It happens every day in big corporations and mom and pop businesses, in classrooms and kitchens, in forests, on mountaintops, while you’re asleep and even when you’re on the toilet. What happens? Ideas are hatched. But all too often, either the one who came up with the idea or somebody else, will shoot it down before the little fledgling concept has fully unfurled from its cocoon and made first attempts to spread its wings.
At some point, it’s probably a good idea to kill an idea. If you’ve spent some time studying it and played through scenarios that might indicate that the potential reward is insignificant compared to the potential risk, it might be a good idea to put this idea on a shelf before you blow your life savings on it. But often, the idea can be nurtured, allowed to grow and play out a bit before one has to make significant investments of time and money. At this point, pursuing the idea can yield all sorts of interesting benefits.
For example, we might see some relatively small business grow and grow and grow on the strengths of it being edgy, provocative and daring. But the when the company becomes a billion dollar brand, it now has to answer to its shareholders. Its founders, who were once hungry and eager to try new things, now spend their time trying to keep their positions and maintain the status quo. Ideas, which were once eagerly acted upon are now looked upon as being too risky. Eventually, another company who is more hungry, more eager and more willing, knocks the “old schoolers” from their pedestal.

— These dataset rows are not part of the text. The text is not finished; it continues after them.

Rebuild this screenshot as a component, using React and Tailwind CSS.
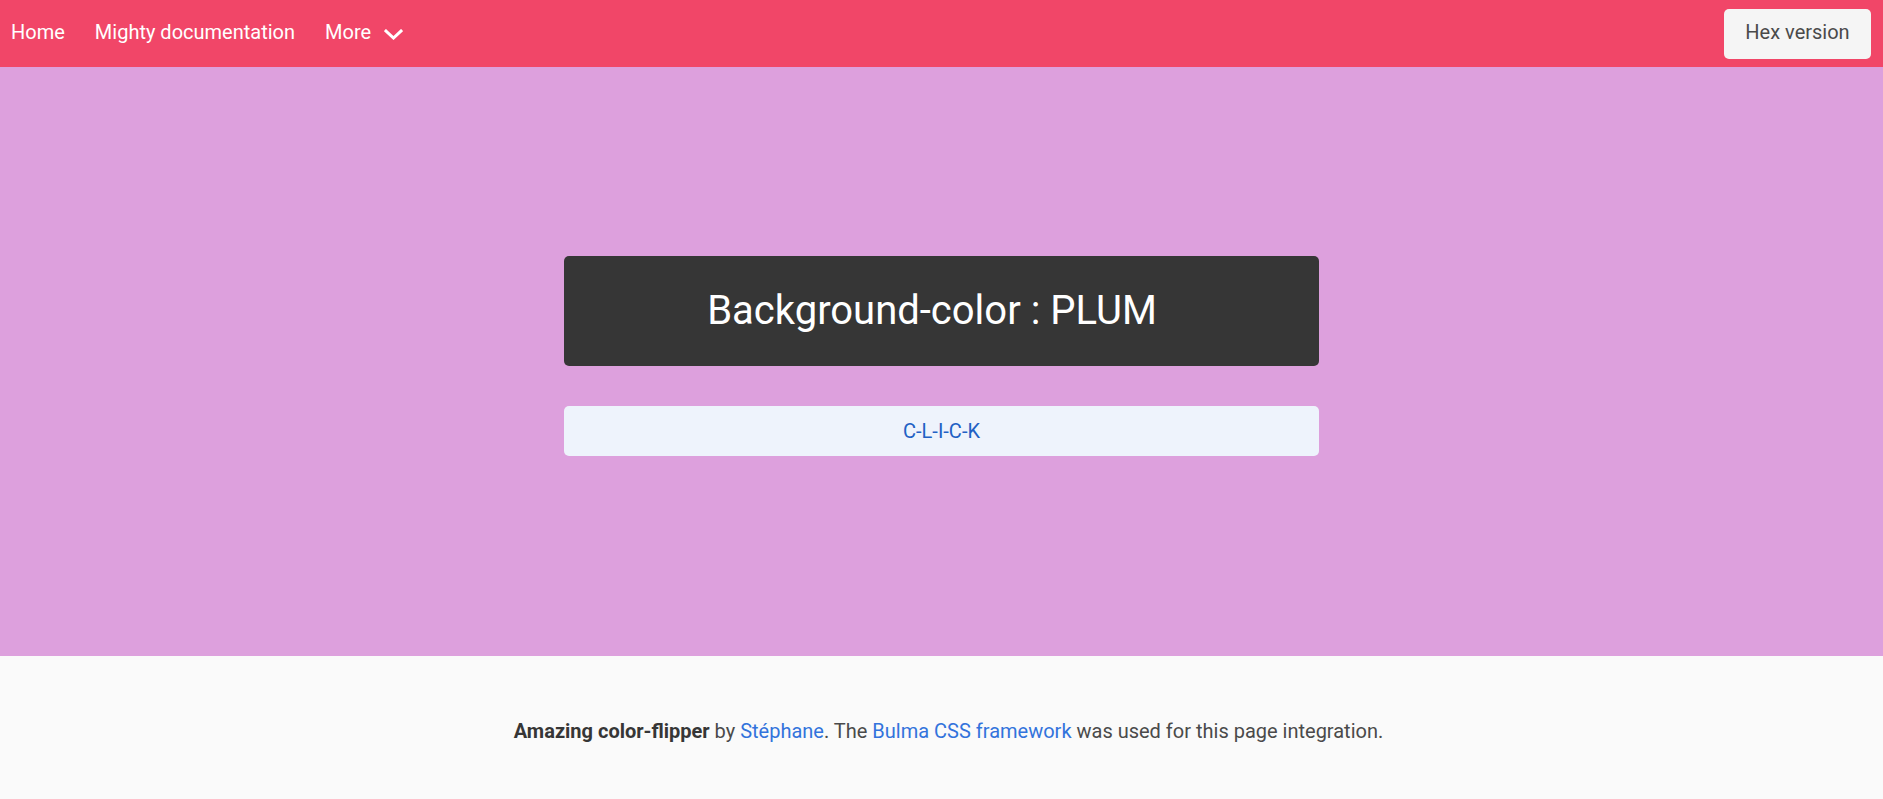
const NavItem = ({ children }) => (
  <a href="#" className="text-white text-[20px] leading-none">
    {children}
  </a>
);

const App = () => {
  return (
    <div className="min-h-screen bg-[#fafafa] font-['Roboto',sans-serif] text-[#4a4a4a]">
      <nav className="h-[67px] bg-[#f14668] flex items-center justify-between pl-[11px] pr-[12px]">
        <div className="flex items-center gap-[30px] pb-[3px]">
          <NavItem>Home</NavItem>
          <NavItem>Mighty documentation</NavItem>
          <a href="#" className="flex items-center text-white text-[20px] leading-none">
            More
            <svg
              className="ml-[13px] mt-[4px]"
              width="19"
              height="11"
              viewBox="0 0 19 11"
              fill="none"
              stroke="white"
              strokeWidth="3"
              strokeLinecap="square"
            >
              <path d="M2 2l7.5 7 7.5-7" />
            </svg>
          </a>
        </div>
        <button className="h-[50px] w-[147px] pb-[3px] rounded-[5px] bg-[#f5f5f5] text-[#4a4a4a] text-[20px]">
          Hex version
        </button>
      </nav>

      <main className="h-[589px] bg-[#dda0dd] pt-[189px] flex flex-col items-center">
        <div className="w-[755px] h-[110px] pr-[19px] rounded-[5px] bg-[#363636] flex items-center justify-center">
          <h1 className="text-white text-[40px] leading-none">Background-color : PLUM</h1>
        </div>
        <button className="mt-[40px] w-[755px] h-[50px] rounded-[5px] bg-[#eef3fc] text-[#2160c4] text-[20px]">
          C-L-I-C-K
        </button>
      </main>

      <footer className="bg-[#fafafa] pt-[60px] pb-[54px] pl-[14px] text-center text-[20px] leading-[1.5]">
        <p>
          <strong className="font-bold text-[#363636]">Amazing color-flipper</strong> by{" "}
          <a href="#" className="text-[#3273dc]">Stéphane</a>. The{" "}
          <a href="#" className="text-[#3273dc]">Bulma CSS framework</a> was used for this page integration.
        </p>
      </footer>
    </div>
  );
};

export default App;
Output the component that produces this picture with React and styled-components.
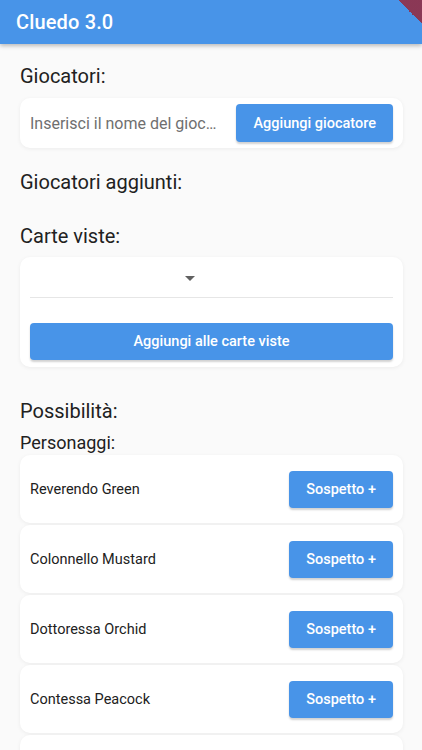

I can’t help but think about Apple and the ubiquitous iPod, begets iPhone, begets iPad. It seemed back in the 80’s that Sony ruled the landscape when it came to personal audio devices. The Walkman, later the Sony Discman and then MP3 player. But somehow, Apple managed to not only knock Sony from their pedestal, they practically knocked them out of the category. One might say this was because Apple did everything right, and indeed we have enough articles regaling Steve Jobs leadership that laid end to end they’d probably stretch from New York to Los Angeles.
But little is discussed about the obvious fact that while Apple may have done everything right, Sony must have been doing everything wrong to even give Apple the opportunity to come in and dominate. Despite the success of the Macintosh computer, prior to the iPod, Apple wasn’t sitting on a pile of money and compared to Sony, Apple was very much David to their Goliath.
I’m not sure where Sony sits now, but Apple is currently the world’s largest corporation. Let that sink in for a moment. David didn’t actually slay Goliath, they became Goliath. No, they didn’t just become Goliath, they became Goliath on steroids.
Don’t get me wrong, I’m actually no lover of Apple. I’m not a big fan of their corporate philosophy and I don’t quite understand why a Macbook Pro costs 3 times more than a similarly equipped PC notebook. A premium would be expected, but the differential in price for essentially the same components makes me believe that “think different” simply means think price gauging.
But personal feelings aside, there’s no denying that Apple understands their customer and has a very strong mission to be the leader when it comes to technology and service.
Let’s talk a little bit about another interesting bit of Apple history, and the “tablet computer’s” history. In 1987 Apple started its tablet project. It actually came out with several versions of a tablet computer. Perhaps some of you recall the Newton.
In 1994, Knight-Ridder developed plans for a tablet computer designed to support the publishing world, not too much unlike today’s Kindle. There were several technical roadblocks that kept this device from getting onto the starting blocks.
The WebBook Company had planned a tablet computer called the “Surfboard” in 1996. It too never saw the light of day.
In 1998, a company called FrontPath introduced a Linux tablet computer, which eventually was also released as a Windows 98 tablet.
Targeted to address business needs mainly as note-taking devices, with eventual applications in field order processing, data entry and health care, Microsoft readdressed their tablet computer in 1999 and 2000 with the Microsoft Tablet PC, which would be a licensed system and would run a specific tablet version of their Windows OS.
Besides the examples we’ve cited prior to Apple’s release of the first iPad on April 10, 2010, there were numerous attempts by many companies to develop a tablet based computing system. They all failed financially, including other attempts by Apple.
Rather than simply accept the fact that tablet PC’s would never take off, Apple remained resolute over many, many years, committed to the “idea” of creating a viable product, as well as being determined to have the role of the catalyst for establishing a lucrative new marketplace for a tablet computing device. The rest as they say is history.

Microsoft’s soon to be released “Surface”. Its operating system will be a full version of Windows OS 8.
Even Microsoft is back in the fray, dedicating massive amounts of its resources to the “Surface”, a tablet based computer that will work on Windows OS 8. Unlike Apple, who has elected to have one operating system for its desktop and laptop computers and a second for its tablets and phones, Microsoft is banking on using the same operating system for laptops, desktops and their tablets, leaving a second mobile operating system strictly for phones.
Who knows if Microsoft’s new tablet technology will do to Apple what Apple did to Sony years earlier with their iPod? But if I had to bank on it, Apple will figure out new and inventive ways to keep their position at the top of the pyramid for quite some time. Simply put, they excel at growing ideas.